Hanna Lehtonen
Perspective 27.8.2019

Better off without packaging?

The basic functions of packaging are to protect and transport a product in the logistics chain, to visually sell the product, and to provide a canvas for product information. The EU’s Circular Economy Package gives packaging a new duty in addition to these basic tasks: it needs to be recycled and recovered.

Developments in the packaging industry are huge. In many companies, the idea of “safety first” has already been replaced by “sustainability first”. They are willing to make changes but the value of the changes is still unclear.

In terms of legislation and international targets, we comply with the decisions made by the European Union, and every packaging specialist tries to stay on top of what is happening.

Optimising the use of materials is a reasonable goal for all of us and one that is worth promoting as we wait for legislation and targets to become clearer. Of course, optimising the use of material also has its challenges.

When do we reach the point when there is enough, but not too little, packaging material such that it does not endanger the quality of the product, is suitable on all kinds of production lines and has the right price? When do we have enough mandatory information on the new, material-saving packaging, without compromising the appearance?

When do we reach the point when there is enough, but not too little, packaging material?

As packaging specialists work hard on the challenges of optimisation, the media questions the importance of packaging in general. The loudest critics believe that products would be better off without packaging.

This topic could be discussed endlessly, while specialists beaver away. Is the packaging industry up to the new developments? Or is the truth the same as the opinion of each individual?

Packaging specialists are facing new challenges: a world where communications are open, quick and unforgiving and where consumers demand to see quick solutions.

Under this pressure, the specialists can comfort themselves with the idea that it is likely that we all share the same target. We need to use packaging more efficiently; littering must be controlled and materials must be part of circular economy. Then again, there are few things more rewarding than being able to create something new and important in the current situation.

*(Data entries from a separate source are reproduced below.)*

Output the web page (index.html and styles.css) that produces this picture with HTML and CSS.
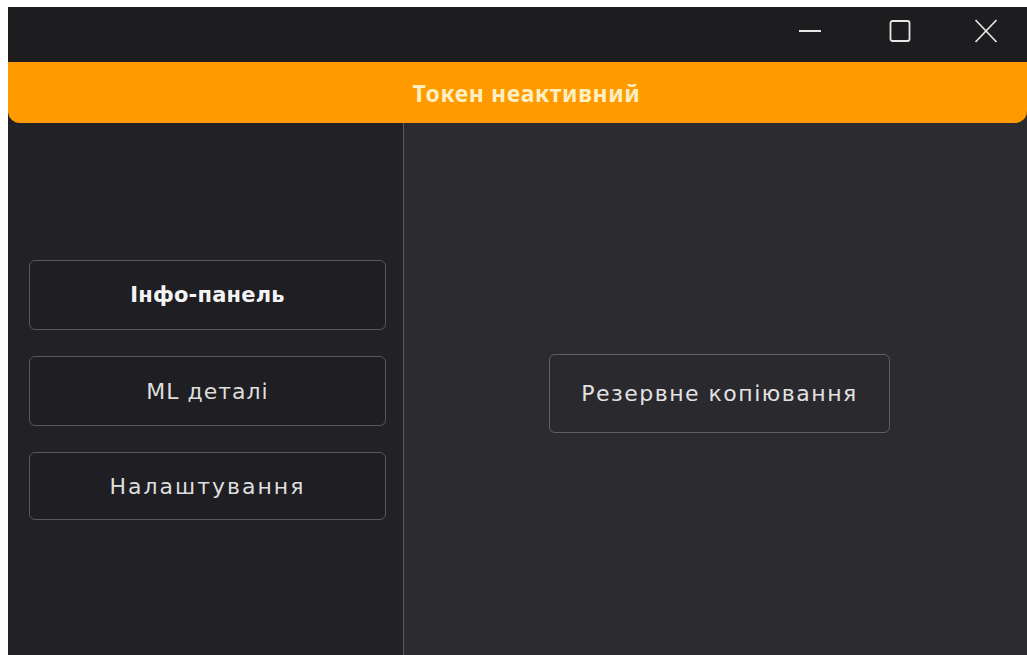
FILE: index.html
```html
<!DOCTYPE html>
<html lang="uk">
<head>
<meta charset="utf-8">
<title>Токен неактивний</title>
<link rel="stylesheet" href="styles.css">
</head>
<body>
<div class="window">
  <header class="titlebar">
    <div class="controls">
      <button class="ctl" aria-label="Згорнути">
        <svg width="24" height="24" viewBox="0 0 24 24"><path d="M1 12h22" stroke="#e6e6e6" stroke-width="2"/></svg>
      </button>
      <button class="ctl" aria-label="Розгорнути">
        <svg width="24" height="24" viewBox="0 0 24 24"><rect x="2.5" y="2" width="19" height="20" rx="2" fill="none" stroke="#e6e6e6" stroke-width="1.8"/></svg>
      </button>
      <button class="ctl close" aria-label="Закрити">
        <svg width="24" height="24" viewBox="0 0 24 24"><path d="M1.5 1l21 22M22.5 1l-21 22" stroke="#e6e6e6" stroke-width="1.7"/></svg>
      </button>
    </div>
  </header>
  <div class="banner">Токен неактивний</div>
  <div class="body">
    <nav class="sidebar">
      <button class="nav-btn active">Інфо-панель</button>
      <button class="nav-btn">ML деталі</button>
      <button class="nav-btn small">Налаштування</button>
    </nav>
    <main class="content">
      <button class="action-btn">Резервне копіювання</button>
    </main>
  </div>
</div>
</body>
</html>
```
FILE: styles.css
```css
html, body {
  margin: 0;
  height: 100%;
  background: #ffffff;
  overflow: hidden;
}

body {
  padding: 7px 0 0 8px;
  box-sizing: border-box;
  font-family: "DejaVu Sans", "Noto Sans", sans-serif;
}

.window {
  height: 648px;
  display: flex;
  flex-direction: column;
  background: #2c2b30;
}

.titlebar {
  height: 55px;
  background: #1d1d1f;
  display: flex;
  justify-content: flex-end;
  align-items: flex-start;
}

.controls {
  display: flex;
  padding-top: 12px;
}

.ctl {
  width: 90px;
  height: 24px;
  border: 0;
  background: transparent;
  padding: 0;
  display: flex;
  align-items: center;
  justify-content: center;
}

.ctl.close {
  width: 82px;
}

/* status banner sits above the panels so its rounded corners overlap them */
.banner {
  position: relative;
  z-index: 1;
  height: 61px;
  padding-left: 18px;
  background: #ff9b00;
  border-radius: 0 0 12px 12px;
  color: #fff0c4;
  font-family: "Noto Sans", sans-serif;
  font-weight: 700;
  font-size: 23px;
  letter-spacing: 0.6px;
  display: flex;
  align-items: center;
  justify-content: center;
}

.body {
  flex: 1;
  display: flex;
  margin-top: -12px;
}

.sidebar {
  width: 396px;
  background: #222226;
  border-right: 1px solid #5a5a5e;
  display: flex;
  flex-direction: column;
  gap: 26px;
  padding: 149px 17px 0 21px;
  box-sizing: border-box;
}

.nav-btn {
  height: 70px;
  background: #1f1e22;
  border: 1px solid #58585c;
  border-radius: 6px;
  color: #dedede;
  font-family: inherit;
  font-size: 22px;
  letter-spacing: 1px;
}

.nav-btn.active {
  font-size: 21px;
  font-weight: 700;
  letter-spacing: 0.2px;
  color: #f4f4f4;
}

.nav-btn.small {
  height: 68px;
  letter-spacing: 2px;
}

.content {
  flex: 1;
  display: flex;
  align-items: center;
  padding-left: 145px;
  padding-top: 28px;
  padding-bottom: 8px;
}

.action-btn {
  width: 341px;
  height: 79px;
  background: #2a292e;
  border: 1px solid #606064;
  border-radius: 6px;
  color: #e2e2e2;
  font-family: inherit;
  font-size: 22px;
  letter-spacing: 1.5px;
}
```
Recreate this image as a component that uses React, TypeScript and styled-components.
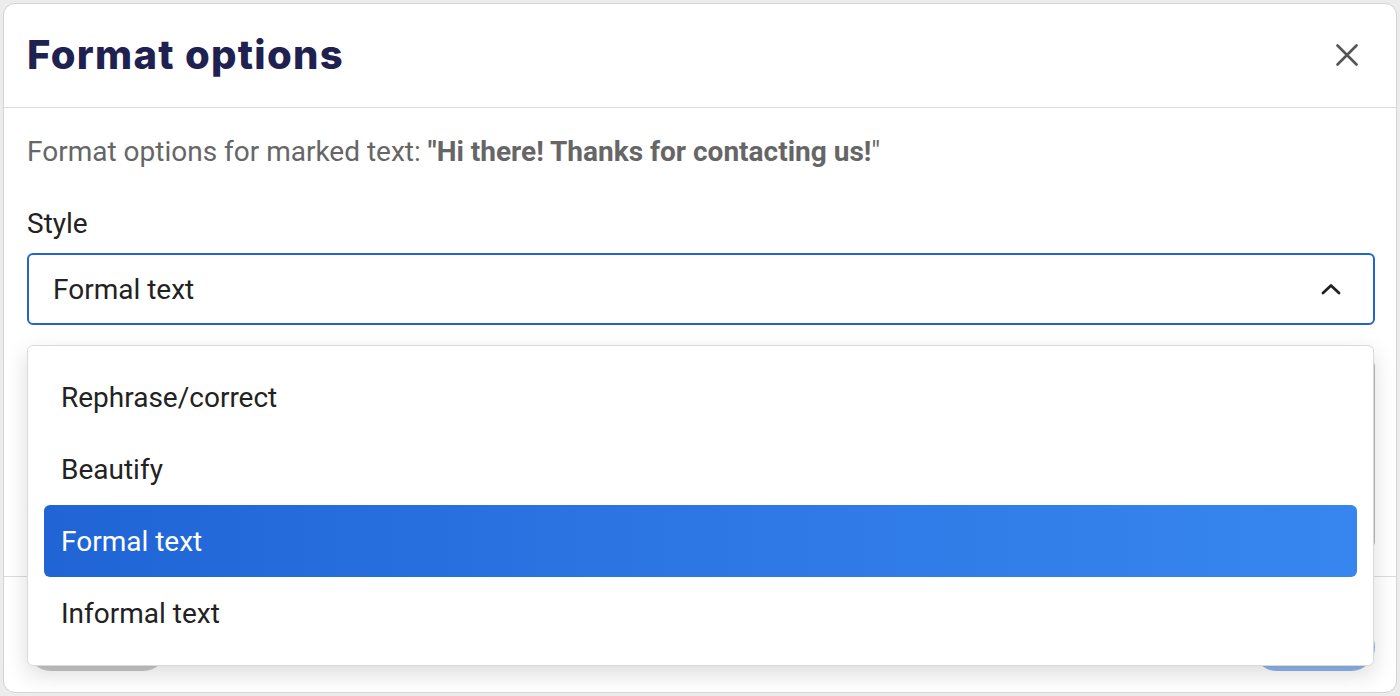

The industry is buzzing like seldom seen before, and the variety of packaging materials has never been so extensive. Even if we are forced to make changes to our old ways, this also means great new opportunities.

After all, packaging is not evil, and products are not better off without packaging. Packaging will continue to provide safe and intact products without irresponsible wasting of resources and food waste. If we all work together, we can give packaging a new, valuable life in a new material.